Do not let delivery cannibalize your best customers
If your delivery prices match your dine-in and pickup prices, you have quietly given a discount to the platform and none to yourself: a regular who used to call for pickup now taps the app, and you eat 25 percent for an order you already had. Two defenses:
- Price delivery above pickup and dine-in. The markup that protects margin also gently steers price-sensitive regulars back to your direct channels.
- Own a direct-order path. A first-party online order or a phone order costs you card fees, not commission. Every order you move off the app is 20-plus points back in your pocket. Your own menu page is where that path starts, which is one more reason it needs to be current and easy to order from.
A five-minute delivery pricing audit
Do this once, then revisit whenever a supplier price moves:
- Pull your five best-selling delivery items and their real plate costs.
- For each, calculate
net payout = list price x (1 - your commission rate). - Subtract plate cost, packaging, and a few minutes of labor. That is your true delivery contribution.
- Flag anything under a couple of dollars, or anything below your dine-in contribution by more than you are comfortable subsidizing.
- Mark up the flagged items, cut the ones you cannot fix, and feature the ones that hold their margin.
The whole exercise is a spreadsheet and twenty minutes. It is also the difference between a delivery channel that adds profit and one that just adds volume you pay for.
Frequently asked questions
Should I charge more on delivery apps than in-house? Usually yes. Price-parity clauses have largely disappeared and the major platforms let you set delivery-specific prices. A markup of 10 to 25 percent, set per item, is the common range. Just be transparent enough that a regular does not feel gouged.

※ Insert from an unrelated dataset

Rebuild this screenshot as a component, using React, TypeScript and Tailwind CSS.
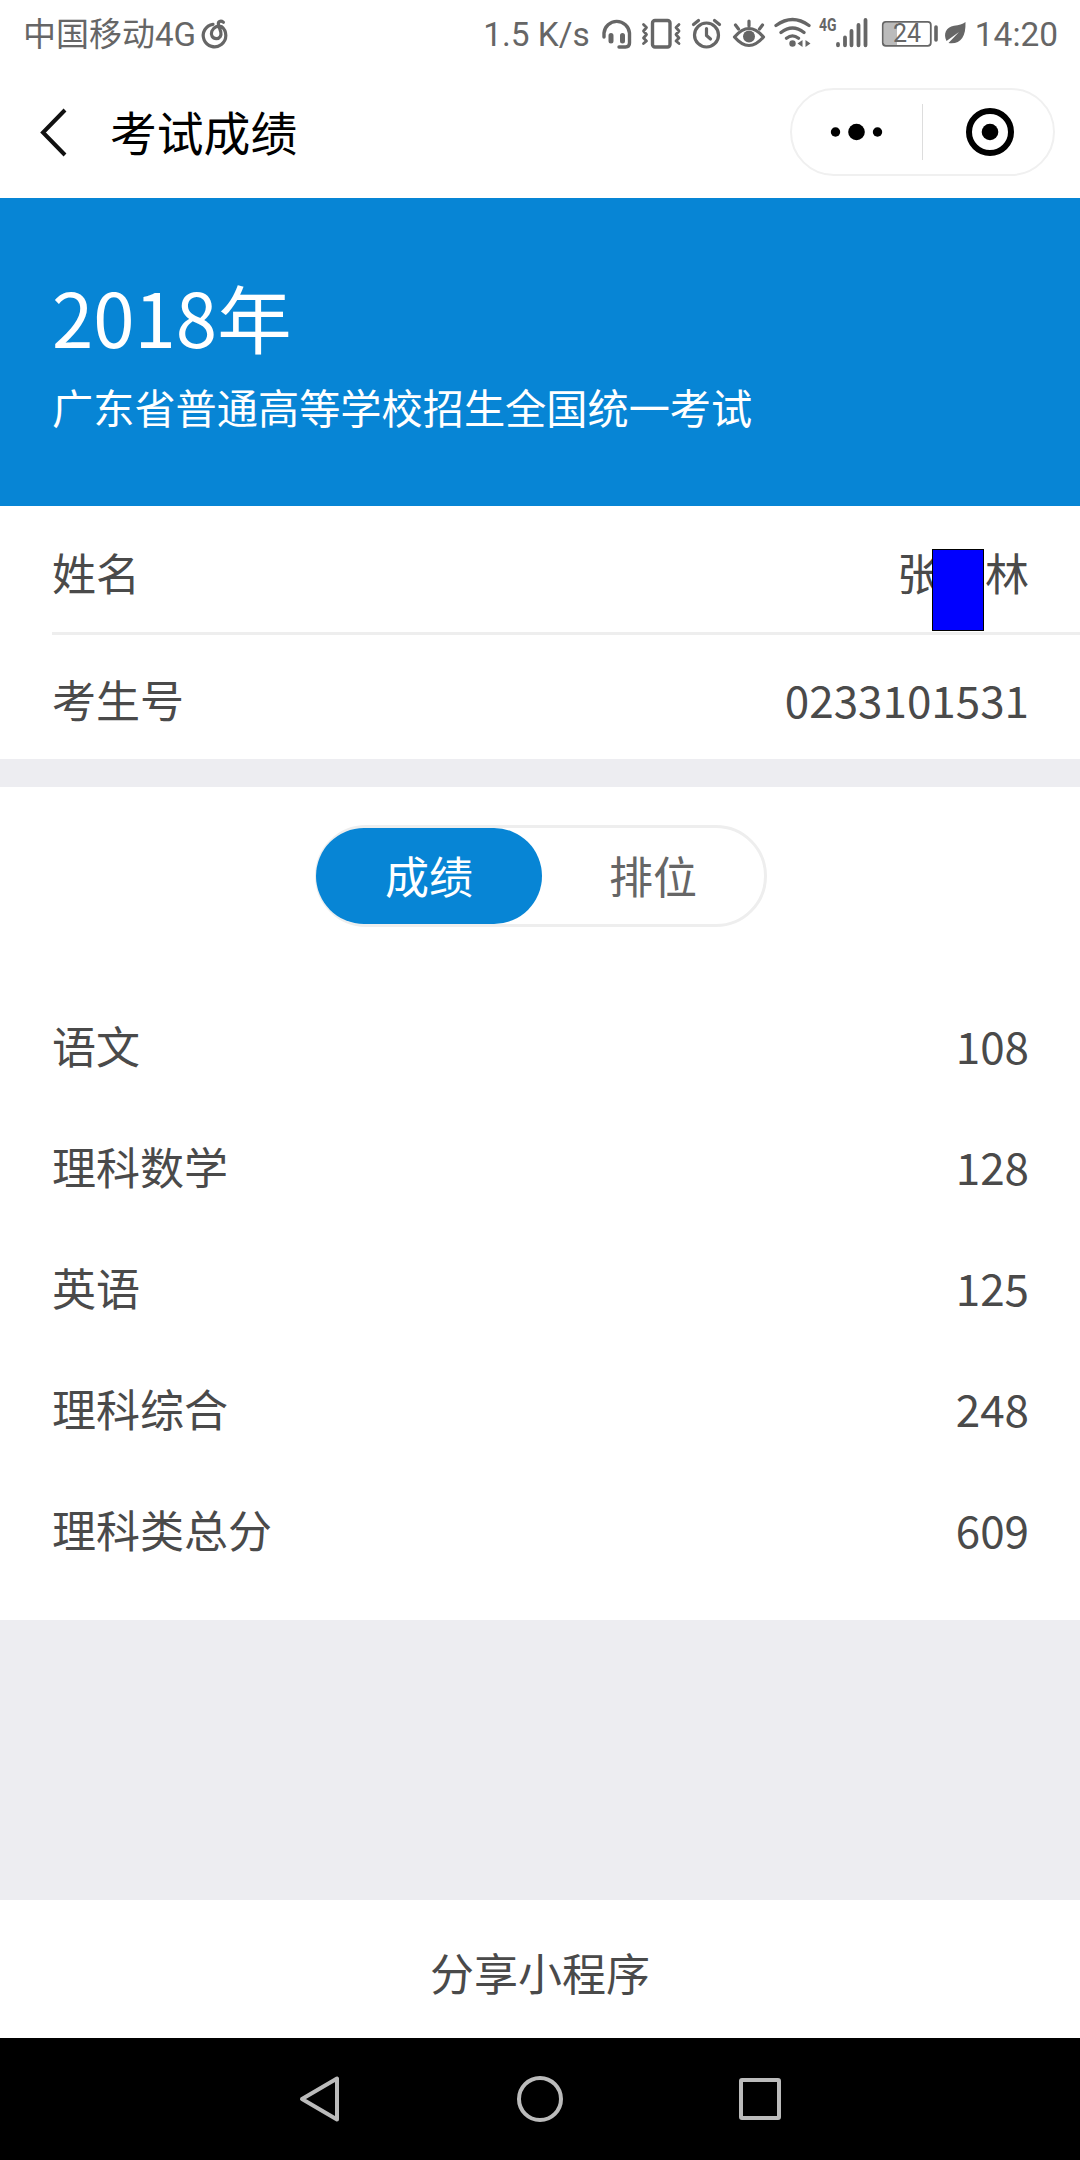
import type { ReactNode } from "react";

const subjects = [
  { name: "语文", score: 108 },
  { name: "理科数学", score: 128 },
  { name: "英语", score: 125 },
  { name: "理科综合", score: 248 },
  { name: "理科类总分", score: 609 },
];

function StatusIcon({ box, className, children }: { box: string; className: string; children: ReactNode }) {
  return (
    <svg viewBox={box} className={`h-10 shrink-0 ${className}`} fill="none" stroke="#666" strokeLinecap="round" strokeLinejoin="round">
      {children}
    </svg>
  );
}

function StatusBar() {
  return (
    <div className="flex h-[68px] items-center justify-between pl-[23px] pr-[22px] text-[33.400px] leading-10 text-[#666] font-[Roboto,'Noto_Sans_CJK_SC',sans-serif]">
      <div className="flex items-center">
        <span className="whitespace-nowrap pt-0.5 text-[33px]">中国移动4G</span>
        <StatusIcon box="198 14 34 40" className="ml-[3px] w-[34px]">
          <path d="M212 24.3A11.3 11.3 0 1 0 220.5 26.6C217.5 25.2 212.3 27 210.8 31.2C209.5 35 211.5 38.6 215.3 38.6C219 38.6 220.6 35.5 219.8 32L217.4 24.5C216.9 21.6 219.6 20.2 222.4 22.2" strokeWidth="3.200" />
        </StatusIcon>
      </div>
      <div className="flex items-center">
        <span className="mr-[9px] whitespace-nowrap pt-0.5">1.5 K/s</span>
        {/* headset */}
        <StatusIcon box="600 14 38 40" className="w-[38px]">
          <path d="M605 37V33A12.8 12.8 0 0 1 630.5 33V43Q630.500 47 626.500 47H620" strokeWidth="3.400" />
          <path d="M612 35.500V41M623.500 35.500V41" strokeWidth="5" />
        </StatusIcon>
        {/* vibrate */}
        <StatusIcon box="638 14 48 40" className="w-12">
          <rect x="653.500" y="20.500" width="17.500" height="26.500" rx="2.500" strokeWidth="3.400" />
          <path d="M644.500 24.500L647.500 27.500L644.500 31L647.500 34.500L644.500 38L647.500 41L644.500 43.500M680 24.500L677 27.500L680 31L677 34.500L680 38L677 41L680 43.500" strokeWidth="2.800" />
        </StatusIcon>
        {/* alarm */}
        <StatusIcon box="686 14 42 40" className="w-[42px]">
          <circle cx="707.500" cy="35" r="12" strokeWidth="3.200" />
          <path d="M707.500 28.500V35.500L711.500 39" strokeWidth="3.200" />
          <path d="M694.500 24.500L699.500 20.500M720.500 24.500L715.500 20.500" strokeWidth="3.200" />
        </StatusIcon>
        {/* eye */}
        <StatusIcon box="728 14 42 40" className="w-[42px]">
          <path d="M735.500 37Q750 20 764.500 37Q750 54 735.500 37Z" strokeWidth="3.200" />
          <circle cx="750" cy="36.500" r="6" fill="#666" stroke="none" />
          <path d="M750 26V21M739.500 29L736.500 25M760.500 29L763.500 25" strokeWidth="3.200" />
        </StatusIcon>
        {/* wifi */}
        <StatusIcon box="770 14 46 40" className="w-[46px]">
          <path d="M777 25.500Q793.500 13.500 810 25.500M782 32.500Q793.500 23.500 805 32.500M787.500 38.300Q793.500 33.500 799.500 38.300" strokeWidth="3.300" />
          <circle cx="793.500" cy="43.500" r="3.200" fill="#666" stroke="none" />
          <path d="M803.500 40V47L798.500 43.500ZM806.500 40V47L811.500 43.500Z" fill="#666" stroke="none" />
        </StatusIcon>
        {/* signal */}
        <StatusIcon box="816 14 60 40" className="w-[60px]">
          <text x="820" y="31" fontSize="19" fontWeight="700" textLength="17.500" lengthAdjust="spacingAndGlyphs" fill="#666" stroke="none">4G</text>
          <path d="M839 44V45.300M846 37.500V45.300M852.500 31V45.300M859.500 25V45.300M866.500 20V45.300" strokeWidth="3.800" />
        </StatusIcon>
        {/* battery */}
        <StatusIcon box="876 14 66 40" className="w-[66px]">
          <rect x="885" y="23" width="13" height="22" fill="#bbb" stroke="none" />
          <rect x="883.800" y="21.800" width="48" height="24" rx="3" strokeWidth="1.800" />
          <path d="M937 27V40" strokeWidth="3.600" />
          <text x="908" y="42" fontSize="25" textAnchor="middle" fill="#666" stroke="none">24</text>
        </StatusIcon>
        {/* power saving leaf */}
        <StatusIcon box="942 14 30 40" className="w-[30px]">
          <path d="M966.500 22C967 38 961 44.500 949.500 43L960 32L947.500 41C944 34 947 27 955 25.800C960 25.200 963.500 24.500 966.500 22Z" fill="#666" stroke="none" />
        </StatusIcon>
        <span className="ml-[4px] pt-0.5">14:20</span>
      </div>
    </div>
  );
}

function TitleBar() {
  return (
    <div className="flex h-[130px] items-center pb-0.5 pl-10 pr-[25px]">
      <svg viewBox="0 0 28 50" className="h-[50px] w-7" fill="none" stroke="#111" strokeWidth="4">
        <path d="M25 3L3 25.500L25 48" />
      </svg>
      <h1 className="ml-[42px] pb-0.5 text-[46.800px] leading-[60px] text-black">考试成绩</h1>
      <div className="ml-auto flex h-[88px] w-[265px] items-center rounded-full border-2 border-[#f0f0f0]">
        <svg viewBox="0 0 130 84" className="h-[84px] w-[130px]">
          <circle cx="43.500" cy="42" r="4.700" />
          <circle cx="64.500" cy="42" r="8.300" />
          <circle cx="85.500" cy="42" r="4.700" />
        </svg>
        <div className="h-14 w-px bg-[#ddd]" />
        <svg viewBox="0 0 130 84" className="h-[84px] w-[130px]">
          <circle cx="67" cy="42" r="21" fill="none" stroke="#000" strokeWidth="6" />
          <circle cx="67" cy="42" r="8.300" />
        </svg>
      </div>
    </div>
  );
}

export default function App() {
  return (
    <div className="flex h-[2160px] w-[1080px] flex-col bg-white text-[44px] text-[#4a4a4a] font-['Noto_Sans_CJK_SC',sans-serif]">
      <StatusBar />
      <TitleBar />

      <div className="flex h-[308px] flex-col bg-[#0785d5] pl-[52px] pt-[68px] text-white">
        <div className="text-[74.400px] leading-[100px]">2018年</div>
        <div className="mt-[10px] text-[41.200px] leading-[60px]">广东省普通高等学校招生全国统一考试</div>
      </div>

      <div className="pl-[52px]">
        <div className="flex h-[129px] items-center justify-between border-b-[3px] border-[#eee] pr-[51px] pt-1.5">
          <span>姓名</span>
          <span className="relative w-[132px]">
            <span className="flex justify-between">
              <span>张</span>
              <span>林</span>
            </span>
            <span className="absolute left-[35px] top-[10px] h-[82px] w-[52px] border border-black bg-[#0000ff]" />
          </span>
        </div>
        <div className="flex h-[124px] items-center justify-between pr-[51px] pt-1">
          <span>考生号</span>
          <span>0233101531</span>
        </div>
      </div>

      <div className="h-7 bg-[#ededf1]" />

      <div className="flex h-[833px] flex-col pt-[38px]">
        <div className="ml-[315px] flex h-[102px] w-[452px] rounded-full border-[3px] border-[#eee]">
          <div className="-ml-[2px] flex h-24 w-[226px] items-center justify-center rounded-full bg-[#0785d5] pb-0.5 text-white">成绩</div>
          <div className="flex h-24 flex-1 items-center justify-center pb-0.5 text-[#666]">排位</div>
        </div>
        <div className="mt-[57px] pl-[52px] pr-[51px]">
          {subjects.map((s) => (
            <div key={s.name} className="flex h-[121px] items-center justify-between">
              <span>{s.name}</span>
              <span>{s.score}</span>
            </div>
          ))}
        </div>
      </div>

      <div className="h-[280px] bg-[#ededf1]" />

      <div className="flex h-[138px] items-center justify-center pt-1.5">分享小程序</div>

      <div className="flex h-[122px] items-center justify-center gap-[170px] bg-black">
        <svg viewBox="0 0 50 50" className="size-[50px]" fill="none" stroke="#bbb" strokeWidth="4" strokeLinejoin="round">
          <path d="M42 4.500V45.500L7 25Z" />
        </svg>
        <svg viewBox="0 0 50 50" className="size-[50px]" fill="none" stroke="#bbb" strokeWidth="4">
          <circle cx="25" cy="25" r="21" />
        </svg>
        <svg viewBox="0 0 50 50" className="size-[50px]" fill="none" stroke="#bbb" strokeWidth="4" strokeLinejoin="round">
          <rect x="6" y="6" width="38" height="38" rx="1" />
        </svg>
      </div>
    </div>
  );
}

How much should I mark up my delivery menu? Enough to cover the commission on your thin-margin items without pricing them off the platform. The full-offset ceiling is dine-in price / (1 - commission rate); most owners close 40 to 70 percent of that gap and accept the rest as the cost of new-customer reach.
Is delivery profitable for restaurants? It can be, on a per-item basis, if you price for it. The danger is running dine-in prices through a 25 to 30 percent commission on already-thin items and treating flat break-even as a win. Price the channel, do not inherit it.
What is the difference between commission tiers? Higher tiers buy more visibility and customer-facing fee subsidies in exchange for a bigger cut, usually around 15, 25, and 30 percent. The top tier only pays off if the added orders are genuinely new customers rather than regulars you already had.
Should I push customers to order directly instead? Where you can, yes. A first-party online or phone order costs you card processing rather than 20-plus points of commission. Delivery apps are excellent for discovery; your direct channel is where you keep the margin on repeat orders.
Price every channel on purpose
Delivery apps are a tool, not a tax, but only if you treat their pricing as a deliberate decision instead of a copy of your table menu. Run the margin math, mark up item by item, keep the money-losers off the app, and give price-sensitive regulars a reason to come back to your own channels.
None of that works if your in-house menu is the thing that drifts. When you reprice, redesign, or swap a seasonal item, the version guests see on Google, on the QR code at the table, and on your website all have to move together, which is the same discipline behind good restaurant menu management and the presentation choices in menu pricing psychology. Set your delivery prices with intent, then make the rest of your menu impossible to get wrong.